Second, dispensationalism dominates churches not only in the West but in Eastern contexts as well. The contributors of this volume, however, show that dispensationalism as a hermeneutical system is not without some faults. Progressive covenantalism offers a fruitful, persuasive, and historically rooted approach to biblical theology. This book’s presentation of the progressive covenantal system and its potent critiques of dispensationalism will hopefully challenge Christians and churches to reevaluate their own hermeneutic in light of Scripture.
Third, many thorny theological issues facing the global church are helpfully addressed by Wellum and Parker’s Progressive Covenantalism. For instance, issues like circumcision, Sabbath, or the proper application of the Mosaic Law are much more contentious and prominent in some global churches than they are in the West. On each of these topics, the contributors offer a clear, biblical, and pastoral way forward.
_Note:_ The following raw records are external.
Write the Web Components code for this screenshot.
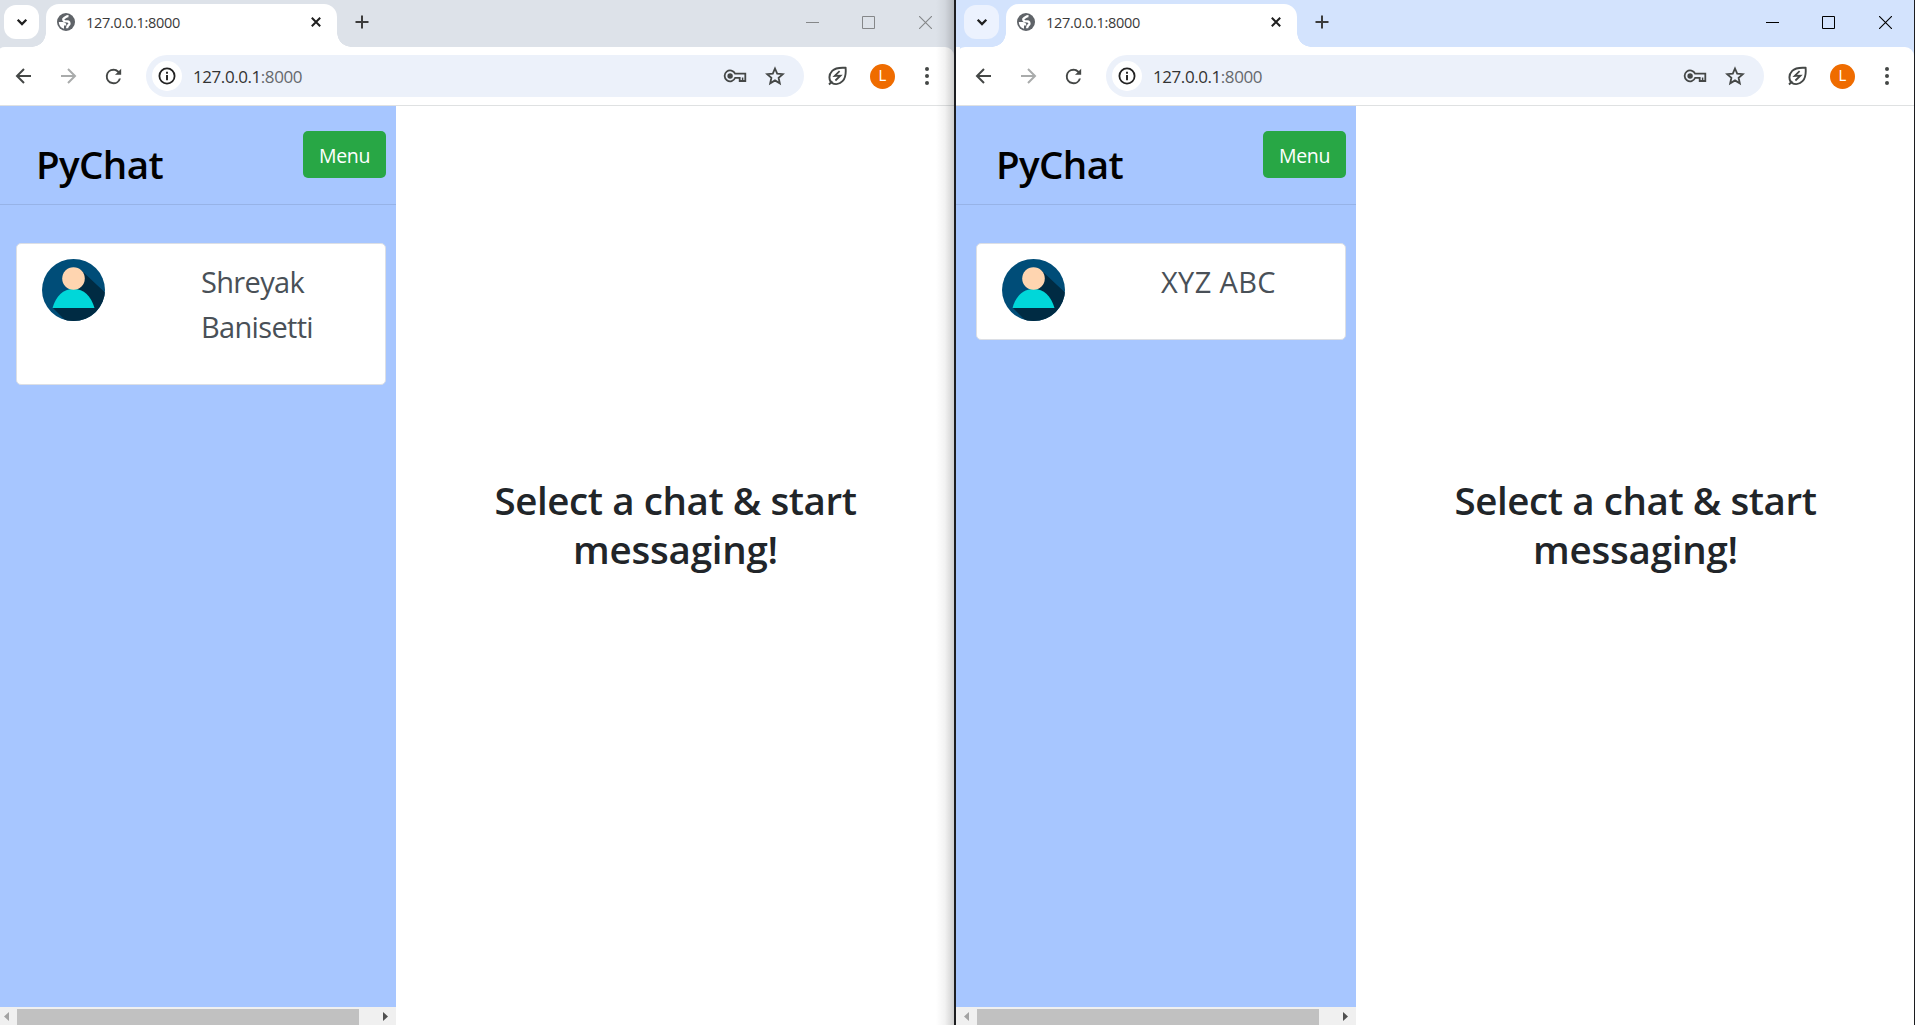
<!DOCTYPE html>
<html lang="en">
<head>
<meta charset="utf-8">
<title>PyChat</title>
<style>
html,body{margin:0;height:100%;overflow:hidden;background:#fff}
body{font-family:"Open Sans","Noto Sans",sans-serif}
</style>
</head>
<body>
<desktop-split>
  <browser-window inactive address="127.0.0.1:8000">
    <chat-page><chat-card>Shreyak<br>Banisetti</chat-card></chat-page>
  </browser-window>
  <browser-window address="127.0.0.1:8000">
    <chat-page><chat-card>XYZ ABC</chat-card></chat-page>
  </browser-window>
</desktop-split>
<script>
const define = (name, html, setup) => customElements.define(name, class extends HTMLElement {
  connectedCallback() {
    if (this.shadowRoot) return;
    const t = document.createElement('template');
    t.innerHTML = typeof html === 'function' ? html(this) : html;
    this.attachShadow({mode: 'open'}).append(t.content.cloneNode(true));
    if (setup) setup(this);
  }
});

const icons = {
  chevron: [12, 12, '<path d="M1.700 3.700 6 8l4.300-4.300" fill="none" stroke="#1f1f1f" stroke-width="2.300"/>'],
  globe: [18, 18, '<circle cx="9" cy="9" r="9" fill="#5f6368"/><path fill="#fff" d="M1.800 9h3.800c2.600 0 3.800 1.200 3.700 3.600H7v3.200A7.200 7.200 0 0 1 1.800 9z"/><path d="M11.500 3.100C9 3 8.800 4.600 7 5.200 5.600 6 6.200 8 8 8.100c3 .1 4.600.5 4.500 2.500-.1 1.700-2.300 1.200-2.400 4.600" fill="none" stroke="#fff" stroke-width="2.300"/>'],
  x: [12, 12, '<path d="m1.800 1.800 8.400 8.400m0-8.400-8.400 8.400" stroke="#1f1f1f" stroke-width="2"/>'],
  plus: [14, 14, '<path d="M7 .5v13M.5 7h13" stroke="#3c3c3c" stroke-width="2"/>'],
  back: [17, 16, '<path d="M16 8H2.200M9 1 2 8l7 7" fill="none" stroke="#444746" stroke-width="2"/>'],
  forward: [17, 16, '<path d="M1 8h13.800M8 1l7 7-7 7" fill="none" stroke="#a9abab" stroke-width="2"/>'],
  reload: [23, 23, '<path transform="scale(.9583)" fill="#444746" d="M17.650 6.350A7.960 7.960 0 0 0 12 4a8 8 0 1 0 7.730 10h-2.080A6 6 0 1 1 12 6c1.660 0 3.140.69 4.220 1.780L13.500 10.200H20V4z"/>'],
  info: [18, 18, '<circle cx="9" cy="9" r="7.600" fill="none" stroke="#222" stroke-width="1.800"/><path d="M9 8v5.200M9 4.700v2" stroke="#222" stroke-width="1.900"/>'],
  key: [24, 14, '<path d="M12.100 4.700H22.300V12H16.700V8.800H12.200A5.450 5.450 0 1 1 12.100 4.700Z" fill="none" stroke="#444746" stroke-width="1.800"/><path d="M19.600 8.500V12" stroke="#444746" stroke-width="1.500"/><circle cx="7.100" cy="7" r="2.700" fill="#444746"/>'],
  star: [20, 20, '<path d="m10 2.500 2.200 5.100 5.600.5-4.200 3.700 1.200 5.500-4.800-2.900-4.800 2.900 1.200-5.500L2.200 8.100l5.600-.5z" fill="none" stroke="#444746" stroke-width="1.800"/>'],
  leaf: [20, 20, '<path d="M2.600 15.800C.9 12.300 1.400 7.800 4.200 4.900 7.200 1.800 11.900 1.400 17.600 1.800c.5 5.600 0 10.300-3.100 13.400-2.900 3-7.300 3.500-10.700 1.600M1 18.500l3.300-3.200" fill="none" stroke="#444746" stroke-width="1.900"/><path d="M11.600 5.200 6.700 9.900l5.700-.2-5 4.800" fill="none" stroke="#444746" stroke-width="1.800"/>'],
  dots: [4, 18, '<g fill="#444746"><circle cx="2" cy="2" r="2"/><circle cx="2" cy="9" r="2"/><circle cx="2" cy="16" r="2"/></g>'],
  min: [13, 13, '<path d="M0 6.500h13" stroke="currentColor"/>'],
  max: [13, 13, '<path d="M.5.5h12v12H.5z" fill="none" stroke="currentColor"/>'],
  close: [13, 13, '<path d="m0 0 13 13M13 0 0 13" stroke="currentColor" stroke-width="1.100"/>'],
  avatar: [63, 62, '<defs><clipPath id="c"><ellipse cx="31.500" cy="31" rx="31.500" ry="31"/></clipPath></defs><g clip-path="url(#c)"><path fill="#004d78" d="M0 0h63v62H0z"/><path fill="#002b43" d="M39 11 70 40V62H24L10.500 48.500 30 30z"/></g><path fill="#00d7d9" d="M10.500 49C14 37 21 30 31.500 30S49 37 52.500 49z"/><circle cx="31.500" cy="19.500" r="11.300" fill="#ffd5b0"/>']
};
define('ui-icon', el => {
  const [w, h, body] = icons[el.getAttribute('name')];
  return `<style>:host{display:block;flex:none;width:${w}px;height:${h}px}svg{display:block}</style><svg width="${w}" height="${h}" viewBox="0 0 ${w} ${h}">${body}</svg>`;
});

/* A line of text whose tracking is adjusted to fill the given width. */
define('fit-text', '<style>:host{display:inline-block;white-space:nowrap}</style><span><slot></slot></span>', el => {
  const span = el.shadowRoot.querySelector('span');
  const target = +el.getAttribute('width');
  const diff = target - span.getBoundingClientRect().width;
  el.style.letterSpacing = diff / el.textContent.length + 'px';
});

define('desktop-split', `<style>
:host{display:flex;box-sizing:border-box;width:1915px;height:1025px;background:#1c1d20;gap:2px;padding-right:1px;overflow:hidden}
</style><slot></slot>`);

define('window-tabs', el => `<style>
:host{display:flex;height:47px;box-sizing:border-box;align-items:flex-start;padding-left:4px;background:var(--frame)}
.search{display:flex;align-items:center;justify-content:center;width:35px;height:34px;margin-top:5px;border-radius:12px;background:var(--chip)}
.tab{position:relative;box-sizing:border-box;display:flex;align-items:center;width:291px;height:43px;margin:4px 0 0 7px;padding:0 15px 7px 11px;border-radius:13px 13px 0 0;background:#fff}
.tab:before,.tab:after{content:"";position:absolute;bottom:0;width:14px;height:14px}
.tab:before{left:-14px;background:radial-gradient(circle at 0 0,transparent 13.500px,#fff 14px)}
.tab:after{right:-14px;background:radial-gradient(circle at 100% 0,transparent 13.500px,#fff 14px)}
fit-text{margin-left:11px;font-size:14.500px;color:#3a3a3a;flex:1;line-height:20px;padding-top:1px}
.plus{margin:15px 0 0 18px}
.controls{display:flex;gap:43px;margin:16px 22px 0 auto;color:var(--control)}
.controls :last-child{margin-left:1px}
</style>
<div class="search"><ui-icon name="chevron"></ui-icon></div>
<div class="tab"><ui-icon name="globe"></ui-icon><fit-text width="94">${el.getAttribute('label')}</fit-text><ui-icon name="x"></ui-icon></div>
<ui-icon class="plus" name="plus"></ui-icon>
<div class="controls"><ui-icon name="min"></ui-icon><ui-icon name="max"></ui-icon><ui-icon name="close"></ui-icon></div>`);

define('window-toolbar', el => `<style>
:host{display:block;background:var(--frame)}
.bar{display:flex;align-items:center;box-sizing:border-box;height:59px;margin-left:-4px;padding:0 25px 0 19px;background:#fff;border-bottom:1px solid #dfe1e2;border-radius:9px 9px 0 0}
.box{display:flex;align-items:center;flex:1;box-sizing:border-box;height:42px;margin:0 24px 0 21px;padding:0 19px 0 6px;border-radius:21px;background:#ecf1fa}
.info{display:flex;align-items:center;justify-content:center;width:30px;height:30px;border-radius:50%;background:#fff;margin-right:11px}
fit-text{flex:1;font-size:17px;line-height:24px;color:#333;padding-top:1px}
.rest{color:#66696d}
.forward{margin-left:28px}.reload{margin-left:25px}
.user{display:flex;align-items:center;justify-content:center;width:25px;height:25px;margin:0 30px 0 22px;border-radius:50%;background:#ef6c00;color:#fff;font:14px Roboto,sans-serif}
.star{margin-left:18px}
</style>
<div class="bar"><ui-icon name="back"></ui-icon><ui-icon class="forward" name="forward"></ui-icon><ui-icon class="reload" name="reload"></ui-icon>
<div class="box"><div class="info"><ui-icon name="info"></ui-icon></div><fit-text width="109">${el.getAttribute('label').replace(/(:\d+)/, '<span class="rest">$1</span>')}</fit-text><ui-icon name="key"></ui-icon><ui-icon class="star" name="star"></ui-icon></div>
<ui-icon name="leaf"></ui-icon><div class="user">L</div><ui-icon name="dots"></ui-icon></div>`);

define('browser-window', el => `<style>
:host{--frame:#d3e3fd;--chip:#ecf2fe;--control:#000;position:relative;display:flex;flex-direction:column;box-sizing:border-box;flex:none;width:958px;height:1025px;background:linear-gradient(var(--frame) 47px,#fff 47px)}
:host([inactive]){--frame:#dde2e9;--chip:#fff;--control:#858789;width:954px}
.inner{display:flex;flex-direction:column;flex:1;margin-left:4px;min-height:0}
.page{display:flex;flex:1;min-height:0;margin-left:-4px}
:host([inactive]) .inner,:host([inactive]) .page{margin-left:0}
:host([inactive])::after{content:"";position:absolute;inset:0 0 0 auto;width:18px;background:linear-gradient(90deg,transparent,rgba(0,0,0,.05) 50%,rgba(0,0,0,.19))}
</style>
<div class="inner"><window-tabs label="${el.getAttribute('address')}"></window-tabs><window-toolbar label="${el.getAttribute('address')}"></window-toolbar><div class="page"><slot></slot></div></div>`);

define('scroll-strip', `<style>
:host{display:flex;align-items:center;height:18px;background:#f0f0f0;flex:none;padding-left:var(--edge)}
svg{display:block;flex:none}.thumb{align-self:flex-end;width:342px;height:16px;background:#c1c1c1;margin:0 24px 0 8px}
.l{margin-left:4px}
</style>
<svg class="l" width="5" height="9"><path d="M5 0v9L0 4.500z" fill="#a3a3a3"/></svg><div class="thumb"></div><svg width="5" height="9"><path d="M0 0v9l5-4.500z" fill="#505050"/></svg>`);

define('chat-page', el => `<style>
:host{--edge:${el.parentElement.hasAttribute('inactive') ? 0 : 4}px;display:flex;width:100%;color:#212529}
aside{display:flex;flex-direction:column;flex:none;width:calc(396px + var(--edge));background:#a7c6ff}
header{display:flex;justify-content:space-between;align-items:flex-start;box-sizing:border-box;height:99px;padding:25px 10px 0 calc(36px + var(--edge));border-bottom:1px solid #97b3e7}
h1{margin:9px 0 0;font-size:38.500px;line-height:48px;font-weight:600;color:#000}
button{width:83px;height:47px;padding:2px 0 0;border:0;border-radius:5px;background:#28a745;color:#fff;font:19.500px/30px "Open Sans","Noto Sans",sans-serif}
.list{flex:1;padding:38px 10px 0 calc(16px + var(--edge))}
main{flex:1;text-align:center;font-size:38.500px;font-weight:600;line-height:48.500px;padding:370px 0 0 1px}
</style>
<aside><header><h1><fit-text width="127">PyChat</fit-text></h1><button><fit-text width="51">Menu</fit-text></button></header>
<div class="list"><slot></slot></div><scroll-strip></scroll-strip></aside>
<main><fit-text width="362">Select a chat &amp; start</fit-text><br><fit-text width="205">messaging!</fit-text></main>`);

define('chat-card', el => {
  const widths = {Shreyak: 103, Banisetti: 112, 'XYZ ABC': 115};
  const names = el.innerHTML.split('<br>');
  return `<style>
:host{display:flex;box-sizing:border-box;height:${names.length > 1 ? 142 : 97}px;padding:15px 25px;background:#fff;border:1px solid #dcdfe5;border-radius:5px;color:#495057;font-size:29px;line-height:45px}
.name{margin-left:96px}
</style><ui-icon name="avatar"></ui-icon><div class="name">${names.map(n => `<fit-text width="${widths[n]}">${n}</fit-text>`).join('<br>')}</div>`;
});
</script>
</body>
</html>
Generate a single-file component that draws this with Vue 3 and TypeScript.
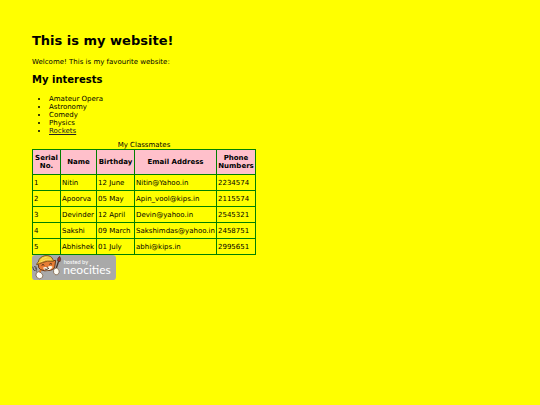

Finally, while the particular emphases of systematic theology may change from culture to culture, biblical theology, like exegesis, should be uniformly articulated in all times and cultures. To put it another way, BT and exegesis are a universal theological language in a way that systematic theology is not. As a collection of biblical theological essays, Progressive Covenantalism is more readily accessible and useful in any number of global contexts.
Ultimately, Wellum and Parker’s book is a compelling presentation of progressive covenantalism. This volume is an insightful sequel to Kingdom through Covenant and a needed resource unfolding this fresh interpretive perspective. Even those unconvinced by the editors’ proposal will be challenged in ways that will only deepen their grasp of Scripture and understanding of the biblical storyline.
 Peter J. Gentry and Stephen J. Wellum, Kingdom through Covenant: A Biblical-Theological Understanding of the Covenants (Wheaton, IL: Crossway, 2012).